3La relative violence de son propos qui, sur un ton très calme, souligne le caractère avant tout technique de son travail allant même jusqu’à le considérer comme non journalistique indique la dureté de la division sociale et professionnelle que recouvre cette séparation rédacteur-JRI et de la position dominante des premiers par rapport aux seconds.
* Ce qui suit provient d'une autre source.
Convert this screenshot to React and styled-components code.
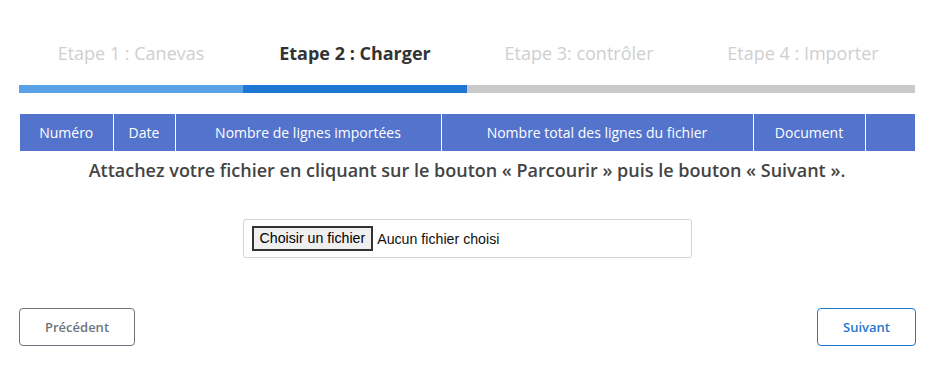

Cette domination journalistique et statutaire professionnelle que Clément dit, de fait, avoir vécue, se double, sans que cela soit un hasard, de la domination sociale que, comme nous l’avons exposé précédemment, Clément dit aussi avoir ressentie dans son école de journalisme parisienne, en étant d’origine sociale intermédiaire et provinciale parmi des étudiants issus pour beaucoup des fractions les plus hautes des classes supérieures, et même par la suite, au cours de sa vie professionnelle dans l’univers de la télévision.
Notes de bas de page
48 J. Siracusa, Le JT, machine à décrire, op. cit., chapitre IV « Les JRI : de l’autonomie technique au cloisonnement professionnel », p. 95-105.
49 Cette opposition sociale ancienne et structurale entre « le technique » et « l’intellectuel » que nous avons déjà évoquée au sujet des goûts des étudiants (G. Lafarge et D. Marchetti, « Les hiérarchies de l’information », art. cité) contribue aussi à la dépréciation rédactions web évoquée ci-dessus. Ce principe social de division s’exprime sous d’autres formes dans l’univers journalistique avec notamment la différence qui existe entre les rédacteurs et le secrétaire de rédaction même si elle est en partie niée par la profession.